Keeping the reflectors pointed at the sun is critical to ensuring performance in dish systems. Because the engine is mounted at the focus of the dish, it is quite easy to move these systems in multiple dimensions. In most cases, two axes movement is the standard. The dish moves to accommodate the path of the sun across the sky from morning to night and also moves to accommodate the level of the sun above the horizon during different seasons. As an added benefit, the ability to perform complex movements allows these dishes to protect themselves by inverting during evening hours. Besides protecting the dish, this helps prevent dust, dirt, and water from settling on the mirrors and keeps maintenance to a minimum.
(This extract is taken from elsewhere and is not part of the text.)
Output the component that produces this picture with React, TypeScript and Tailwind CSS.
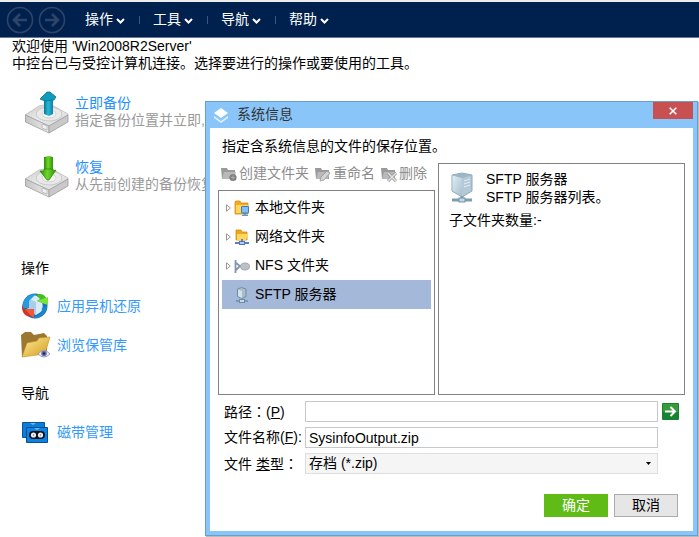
import type { ReactNode } from "react";

const menus = ["操作", "工具", "导航", "帮助"];

function NavArrow({ back }: { back?: boolean }) {
  return (
    <button type="button" aria-label={back ? "后退" : "前进"} className="size-7">
      <svg viewBox="0 0 28 28" className="size-7" fill="none" stroke="#2f4468">
        <circle cx="14" cy="14" r="12.5" strokeWidth="1.6" />
        <path
          d={back ? "M21 14H8.5M14 8l-6 6 6 6" : "M7 14h12.5M14 8l6 6-6 6"}
          strokeWidth="2.6"
        />
      </svg>
    </button>
  );
}

function DriveIcon({ up }: { up?: boolean }) {
  const id = up ? "up" : "down";
  return (
    <svg viewBox="0 0 44 44" className="size-11 shrink-0" aria-hidden="true">
      <defs>
        <linearGradient id={`drive-${id}`} x1="0" y1="0" x2="1" y2="1">
          <stop offset="0" stopColor="#c9c9c9" />
          <stop offset="0.5" stopColor="#ececec" />
          <stop offset="1" stopColor="#d4d4d4" />
        </linearGradient>
        <linearGradient id={`side-${id}`} x1="0" y1="0" x2="1" y2="0">
          <stop offset="0" stopColor="#c4c4c4" />
          <stop offset="1" stopColor="#ededed" />
        </linearGradient>
        <linearGradient id={`arrow-${id}`} x1="0" y1="0" x2="1" y2="0">
          <stop offset="0" stopColor={up ? "#087592" : "#2c8b06"} />
          <stop offset="0.45" stopColor={up ? "#2cb8d8" : "#6ed62a"} />
          <stop offset="1" stopColor={up ? "#0784a5" : "#329506"} />
        </linearGradient>
      </defs>
      <path d="M0 25l14-9 5-1h8l16 9v1L24 36z" fill={`url(#drive-${id})`} stroke="#bdbdbd" strokeWidth=".8" />
      <path d="M.5 25L24 36v7L.5 32z" fill={`url(#side-${id})`} stroke="#9c9c9c" strokeWidth=".8" />
      <path d="M24 36l19-11v7L24 43z" fill="#c9c9c9" stroke="#9c9c9c" strokeWidth=".8" />
      <path d="M17 34v4l5 2v-4z" fill="#f2f2f2" stroke="#aaa" strokeWidth=".7" />
      <ellipse cx="24" cy="24" rx="13" ry="7" fill="#e9e9e9" stroke="#c2c2c2" strokeWidth=".8" />
      <ellipse cx="24" cy="24" rx="7" ry="4" fill="#f3f3f3" stroke="#cdcdcd" strokeWidth=".8" />
      {up ? (
        <>
          <path d="M19 9h9v15l-4 2-5-2z" fill={`url(#arrow-${id})`} />
          <path d="M15 9l7-7h3l6 5-2 3-9 1z" fill="#109aba" stroke="#087592" strokeWidth=".8" />
        </>
      ) : (
        <>
          <path d="M19 3l5-1 4 1v14h-9z" fill={`url(#arrow-${id})`} />
          <path d="M15 17h4v-2h9v2l3-1-7 10h-2z" fill={`url(#arrow-${id})`} stroke="#2c8b06" strokeWidth=".8" />
        </>
      )}
    </svg>
  );
}

function RestoreIcon() {
  return (
    <svg viewBox="0 0 28 28" className="size-7" aria-hidden="true">
      <circle cx="14" cy="14" r="12.5" fill="#1972bd" />
      <circle cx="14" cy="14" r="8" fill="#95c6ed" />
      <path d="M8 7l5-4 8 3v13l-6 4-7-4z" fill="#d9ebfa" />
      <path d="M8 7l7 3v13l-7-4z" fill="#aacde9" />
      <path d="M2 13C3 6 8 2 15 2L8 9v7H1z" fill="#249ddd" />
      <path d="M15 3c6-3 11 1 11 7l1 3-11-4 3-2z" fill="#45bd20" />
      <path d="M16 9l11-4v8z" fill="#7be33b" />
      <path d="M1 12l2 6 1-1h9v8l-2-1C5 26 0 21 1 12z" fill="#d8331d" />
      <path d="M4 17h9v9l-4-3z" fill="#f0583a" />
      <path d="M14 26c7 0 11-5 12-12l-5 2c0 5-3 8-7 8z" fill="#1a87c8" />
    </svg>
  );
}

function VaultIcon() {
  return (
    <svg viewBox="0 0 30 28" className="h-7 w-[30px]" aria-hidden="true">
      <defs>
        <linearGradient id="vault-front" x1="0" y1="0" x2="1" y2="1">
          <stop offset="0" stopColor="#ffeb9b" />
          <stop offset="1" stopColor="#d49b19" />
        </linearGradient>
      </defs>
      <path d="M0 4l4-3h6l3 3 10-2 3 3v15L1 26z" fill="#9b7732" />
      <path d="M1 26L6 12l10-2 2-3 11-1-5 17z" fill="url(#vault-front)" stroke="#c59428" strokeWidth=".6" />
      <path d="M17 23q6-7 12 0-6 6-12 0z" fill="#eef0fa" stroke="#9a9ebb" />
      <circle cx="23" cy="22.5" r="2.8" fill="#6673ad" />
      <circle cx="23" cy="22.5" r="1.2" fill="#23263e" />
    </svg>
  );
}

function TapeIcon() {
  return (
    <svg viewBox="0 0 28 28" className="size-7" aria-hidden="true">
      <path d="M1.5 4.500h22v15h-22z" fill="#087dda" stroke="#07569a" />
      <path d="M9 5l3 2 3-2z" fill="#73bbf2" />
      <path d="M5.500 9.500h21v15h-21z" fill="#0b83e2" stroke="#064f8d" />
      <path d="M13 10l3 2 3-2z" fill="#73bbf2" />
      <rect x="8" y="13" width="16" height="8" rx="4" fill="#07121d" />
      <circle cx="12.500" cy="17" r="2.600" fill="#eee" />
      <circle cx="19.500" cy="17" r="2.600" fill="#eee" />
      <circle cx="12.500" cy="17" r=".7" fill="#777" />
      <circle cx="19.500" cy="17" r=".7" fill="#777" />
    </svg>
  );
}

function ToolIcon({ kind }: { kind: "new" | "rename" | "delete" }) {
  return (
    <svg viewBox="0 0 16 16" className="size-4" aria-hidden="true">
      <path d="M0 2h6l1 2h7v9H1z" fill="#9a9a9a" />
      <path d="M1 13l2-7h12l-2 7z" fill="#b9b9b9" />
      {kind === "new" && (
        <>
          <circle cx="12" cy="11.5" r="3.6" fill="#808080" />
          <path d="M12 9.500v4M10 11.500h4" stroke="#aaa" />
        </>
      )}
      {kind === "rename" && <path d="M5 15l1-4 6-6 3 2-6 7z" fill="#d3d3d3" stroke="#999" strokeWidth=".8" />}
      {kind === "delete" && (
        <>
          <path d="M7 7l8 8M15 7l-8 8" stroke="#909090" strokeWidth="3" />
          <path d="M7 7l8 8M15 7l-8 8" stroke="#e4e4e4" strokeWidth="1.6" />
        </>
      )}
    </svg>
  );
}

function LocalIcon() {
  return (
    <svg viewBox="0 0 16 16" className="size-4" aria-hidden="true">
      <path d="M1 2l1-1h4l1 2h7v11H1z" fill="#f1aa22" stroke="#dc8b0d" strokeWidth=".8" />
      <path d="M2 13V5h12v8z" fill="#ffd75d" />
      <rect x="7.5" y="6.5" width="7" height="6.5" rx=".5" fill="#82bff7" stroke="#397ac2" />
      <path d="M11 13v2M8 15.3h6" stroke="#397ac2" />
    </svg>
  );
}

function NetworkIcon() {
  return (
    <svg viewBox="0 0 16 16" className="size-4" aria-hidden="true">
      <path d="M2 1h5l1 2h5v8H2z" fill="#efa51e" stroke="#d88a0d" strokeWidth=".8" />
      <path d="M3 10V5h11l-2 6H3z" fill="#ffd75d" />
      <path d="M8 10v3M1 14h14" stroke="#5b83bd" strokeWidth="2" />
      <rect x="5.5" y="12.5" width="5" height="3" fill="#a9d0fa" stroke="#5476b7" />
    </svg>
  );
}

function NfsIcon() {
  return (
    <svg viewBox="0 0 16 16" className="size-4" aria-hidden="true">
      <path d="M1.500 2v13M2 5l4 3-4 4" fill="none" stroke="#8495ab" strokeWidth="1.8" />
      <ellipse cx="11" cy="8.500" rx="4.500" ry="3.500" fill="#bcc1c8" stroke="#959da7" strokeWidth=".8" />
    </svg>
  );
}

function ServerIcon({ large }: { large?: boolean }) {
  if (!large) {
    return (
      <svg viewBox="0 0 16 16" className="size-4" aria-hidden="true">
        <path d="M3.500 2l4-1.500 4.500 1.500v7.500l-4 2-4.500-2z" fill="#a9bdca" stroke="#6f8da2" />
        <path d="M4 2.500L8 4v7l-4-2z" fill="#d5e2ea" />
        <path d="M8 12v1M2 14h12" stroke="#6f8da2" strokeWidth="1.600" />
        <rect x="5.500" y="12.500" width="5" height="3" fill="#c7d8e2" stroke="#6f8da2" />
      </svg>
    );
  }
  return (
    <svg viewBox="0 0 22 31" className="h-[31px] w-[22px]" aria-hidden="true">
      <defs>
        <linearGradient id="server-face" x1="0" y1="0" x2="1" y2="1">
          <stop offset="0" stopColor="#e2edf3" />
          <stop offset="1" stopColor="#a5bfce" />
        </linearGradient>
      </defs>
      <path d="M1 3l10-2 10 2v16l-10 6-10-6z" fill="#b4c8d5" stroke="#8da9ba" />
      <path d="M1.500 3.500L11 6v18l-9.500-5.500z" fill="url(#server-face)" />
      <path d="M1.500 3.300L11 1.500l9.500 1.800L11 6z" fill="#9bb6c7" />
      <path d="M13 9l6-2M13 12l6-2M13 15l6-2" fill="none" stroke="#e4eef4" />
      <path d="M11 24v3M1 28h20" stroke="#7f9db0" strokeWidth="3" />
      <rect x="8" y="26" width="6" height="4" fill="#c7d8e2" stroke="#7293a8" />
    </svg>
  );
}

const tree: { label: string; icon: ReactNode; selected?: boolean }[] = [
  { label: "本地文件夹", icon: <LocalIcon /> },
  { label: "网络文件夹", icon: <NetworkIcon /> },
  { label: "NFS 文件夹", icon: <NfsIcon /> },
  { label: "SFTP 服务器", icon: <ServerIcon />, selected: true },
];

function Colon() {
  return <span className="font-['Noto_Sans_CJK_TC',sans-serif]" lang="zh-TW">：</span>;
}

function SideLink({ icon, children }: { icon: ReactNode; children: ReactNode }) {
  return (
    <a href="#" className="flex h-7 w-fit items-center text-[#3399ff]">
      <span className="w-9">{icon}</span>
      {children}
    </a>
  );
}

function TaskRow({ up, title, text }: { up?: boolean; title: string; text: string }) {
  return (
    <div className="flex h-11 items-center gap-[6px] whitespace-nowrap">
      <DriveIcon up={up} />
      <div>
        <a href="#" className="block w-fit text-[#1e90ff]">{title}</a>
        <p className="text-[#999]">{text}</p>
      </div>
    </div>
  );
}

function Dialog() {
  return (
    <section
      role="dialog"
      aria-labelledby="dialog-title"
      className="absolute top-[101px] right-px left-[205px] border border-[#669fd0] bg-[#8ac5f9] px-1 pb-1 shadow-[1px_1px_1px_#bbb]"
    >
      <header className="flex h-[26px] items-start">
        <svg viewBox="0 0 16 16" className="mt-[5px] ml-[3px] size-4" aria-hidden="true">
          <path d="M1 9l7 5 7-5v2l-7 5-7-5z" fill="#dff0fe" />
          <path d="M8 1l7 5-7 5-7-5z" fill="#fff" />
        </svg>
        <h1 id="dialog-title" className="mt-1 ml-2 flex-1 text-[#333]">系统信息</h1>
        <button type="button" aria-label="关闭" className="flex h-[17px] w-10 items-center justify-center bg-[#c75050]">
          <svg viewBox="0 0 8 8" className="size-2" stroke="#fff" strokeWidth="1.6">
            <path d="M.7 .7l6.6 6.6M7.3 .7L.7 7.3" />
          </svg>
        </button>
      </header>
      <div className="bg-white px-2 pt-[10px] pb-[14px]">
        <p className="px-1">指定含系统信息的文件的保存位置。</p>
        <div className="mt-2 flex gap-[3px]">
          <div className="flex w-[217px] shrink-0 flex-col">
            <div className="flex h-[27px] items-start gap-[6px] pt-[2px] pl-[3px] whitespace-nowrap text-[#8c8c8c]">
              <button type="button" className="flex items-center gap-[2px]"><ToolIcon kind="new" />创建文件夹</button>
              <button type="button" className="flex items-center gap-[2px]"><ToolIcon kind="rename" />重命名</button>
              <button type="button" className="flex items-center gap-[2px]"><ToolIcon kind="delete" />删除</button>
            </div>
            <ul role="tree" className="h-[205px] border border-[#828282] px-[3px] pt-[2px]">
              {tree.map((item) => (
                <li
                  key={item.label}
                  role="treeitem"
                  aria-selected={!!item.selected}
                  className={item.selected ? "flex h-[29px] items-center bg-[#a4b9d9]" : "flex h-[29px] items-center"}
                >
                  <span className="w-3 pl-1">
                    {!item.selected && (
                      <svg viewBox="0 0 5 8" className="h-2 w-[5px]" fill="#fff" stroke="#999">
                        <path d="M.5 .8v6.4L4.3 4z" />
                      </svg>
                    )}
                  </span>
                  <span className="mr-[5px]">{item.icon}</span>
                  {item.label}
                </li>
              ))}
            </ul>
          </div>
          <div className="min-w-0 flex-1 border border-[#828282] px-[10px] pt-[6px]">
            <div className="flex">
              <div className="w-[37px] pt-[2px] pl-[2px]"><ServerIcon large /></div>
              <p className="leading-[18px]">SFTP 服务器<br />SFTP 服务器列表。</p>
            </div>
            <p className="mt-[6px]">子文件夹数量:-</p>
          </div>
        </div>
        <form className="mt-[6px] pl-[6px]" onSubmit={(e) => e.preventDefault()}>
          <div className="grid grid-cols-[81px_1fr_27px] items-center gap-y-[5px]">
            <label htmlFor="path" className="whitespace-nowrap">路径<Colon />(<u>P</u>)</label>
            <input id="path" className="h-[21px] w-full border border-[#c8c8c8] px-[3px]" />
            <button type="button" aria-label="转到" className="ml-1 size-[17px]">
              <svg viewBox="0 0 17 17" className="size-[17px]">
                <rect width="17" height="17" rx="1" fill="#168332" />
                <rect x="1" y="1" width="15" height="8" fill="#379b3b" />
                <path d="M3 8.500h10M8.500 4l4.500 4.500L8.500 13" fill="none" stroke="#fff" strokeWidth="2" />
              </svg>
            </button>
            <label htmlFor="filename" className="whitespace-nowrap">文件名称(<u>F</u>):</label>
            <input id="filename" defaultValue="SysinfoOutput.zip" className="h-[21px] w-full border border-[#c8c8c8] px-[3px]" />
            <span />
            <label htmlFor="filetype" className="whitespace-nowrap">文件 <u>类</u>型<Colon /></label>
            <div className="relative">
              <select id="filetype" className="block h-[21px] w-full appearance-none border border-[#dedede] bg-[#f5f5f5] px-[3px]">
                <option>存档 (*.zip)</option>
              </select>
              <svg viewBox="0 0 5 3" className="pointer-events-none absolute top-[9px] right-[7px] h-[3px] w-[5px]" aria-hidden="true">
                <path d="M0 0h5L2.500 3z" />
              </svg>
            </div>
          </div>
          <div className="mt-5 flex justify-end gap-[6px] pr-[7px]">
            <button type="submit" className="h-[23px] w-16 bg-[#60bb16] text-white">确定</button>
            <button type="button" className="h-[23px] w-16 border border-[#acacac] bg-[#e6e6e6]">取消</button>
          </div>
        </form>
      </div>
    </section>
  );
}

export default function App() {
  return (
    <div
      lang="zh-CN"
      className="relative min-h-screen overflow-hidden bg-white font-['Liberation_Sans','Noto_Sans_CJK_SC',sans-serif] text-[14px] leading-[17px] text-black"
    >
      <nav className="flex h-[38px] items-center border-t-2 border-b border-t-[#ececec] border-b-[#66799b] bg-[#00204d] pl-[6px] text-white">
        <div className="flex gap-1">
          <NavArrow back />
          <NavArrow />
        </div>
        <ul className="ml-[19px] flex items-center">
          {menus.map((menu, i) => (
            <li key={menu} className="flex w-[68px] items-center">
              <button type="button" className="flex items-center gap-[3px]">
                {menu}
                <svg viewBox="0 0 9 6" className="mt-[3px] h-[6px] w-[9px]" fill="none" stroke="#fff" strokeWidth="2">
                  <path d="M1 1l3.500 3.500L8 1" />
                </svg>
              </button>
              {i < 3 && <span className="ml-[14px] h-2 w-px bg-[#36578a]" />}
            </li>
          ))}
        </ul>
      </nav>
      <main>
        <div className="px-3">
          <p>欢迎使用 'Win2008R2Server'</p>
          <p>中控台已与受控计算机连接。选择要进行的操作或要使用的工具。</p>
        </div>
        <div className="mt-[18px] flex flex-col gap-5 pl-[25px]">
          <TaskRow up title="立即备份" text="指定备份位置并立即," />
          <TaskRow title="恢复" text="从先前创建的备份恢复" />
        </div>
        <div className="mt-[60px] pl-[21px]">
          <h2 className="leading-5">操作</h2>
          <div className="mt-[14px] flex flex-col gap-[11px]">
            <SideLink icon={<RestoreIcon />}>应用异机还原</SideLink>
            <SideLink icon={<VaultIcon />}>浏览保管库</SideLink>
          </div>
          <h2 className="mt-6 leading-5">导航</h2>
          <div className="mt-[15px]">
            <SideLink icon={<TapeIcon />}>磁带管理</SideLink>
          </div>
        </div>
      </main>
      <Dialog />
    </div>
  );
}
The reflectors on a dish are not the integral part of design. What makes these systems work is the lightweight Stirling engine that has an entire page devoted to its operation. As an overview, the Stirling engine uses the cyclic expansion and contraction of a gas in a fixed space to drive a crankshaft. The engine is well known for being quite and highly efficient. At 40% efficiency, the Stirling engine is roughly twice as efficient as a standard internal combustion engine. Because Stirling engines can be built in almost any size, they are ideal for use in scalable applications like concentrated solar power.

Before leaving the concept of the Stirling engine, it is important to point out that while many solar applications produce direct current (D/C) electricity (especially photovoltaic systems), Stirling engines produce A/C current, which is what is used in all homes and most other applications. Because there is no need for conversion from D/C to A/C, Stirling engine based systems are simple and efficient.

Advantages of Dish Reflectors

The primary advantage of a dish reflector is efficiency. Form light to electricity (that is to say from beginning of the cycle to the very end), dish reflectors are generally around 25% efficient, a staggering number for any solar application and the best of any of the CSP systems. This efficiency allows dish systems to be relatively compact when compared to other CSP technologies. Most predictions are that dish systems will be able to provide a consistent 25% efficiency and a peak of 30% in the near future. While not applicable to all applications, this efficiency would make them highly competitive for stationary, terrestrial power generation.

Smaller dishes can produce about 3 kW each, meaning 4 to 5 dishes would supply the power needs of a single home. Larger dishes can produce up to 25 kW, which is almost double what the average home requires in a day. Because they are scalable and modular, dishes can be installed over time with little complication, making it easier for consumers to slowly implement a solar solution.

One of the biggest advantages of these systems is that they can be installed almost anywhere. Many solar applications require a flat surface for installation, but the dual axis tracking of dish systems means they can be installed on hills, roofs, or anywhere that the sun shines.

The last major advantage to point out with dish systems is their hybrid capabilities. All a Stirling engine needs to produce electricity is heat. Since heat can be supplied in a number of ways, it is possible to create hybrid dishes that can use standard fuels when sunlight is not available. This eliminates the need for complex backup systems and makes dish units “all-in-one” solutions for many installations, particularly remote areas.

Disadvantages

Despite their many positives, dish systems do have drawbacks. The first and foremost is the complexity of the tracking system. The dual axis design requires more mechanical parts than most other systems and is thus more prone to failure. Careful maintenance is necessary to keep these dishes in top working order. If maintenance is performed correctly, however, a 25 year service life is guaranteed by most manufacturers.

Because electricity is generated directly at the dish by the Stirling engine (by moving magnets through a coil), energy can only be stored as electricity, which means batteries are required as in a photovoltaic system. The downsides to batteries are their cost and relatively short life span. There is no option for thermal energy storage with dish systems.

Dish technology is relatively new compared to other CSP solutions. As such, some are concerned about the technology development risk. Whether or not this is a legitimate concern rests on how “proven” other CSP and solar technologies are and the potential of major dish companies, like Infinia, to continue to improve the efficiencies and operation of dish systems.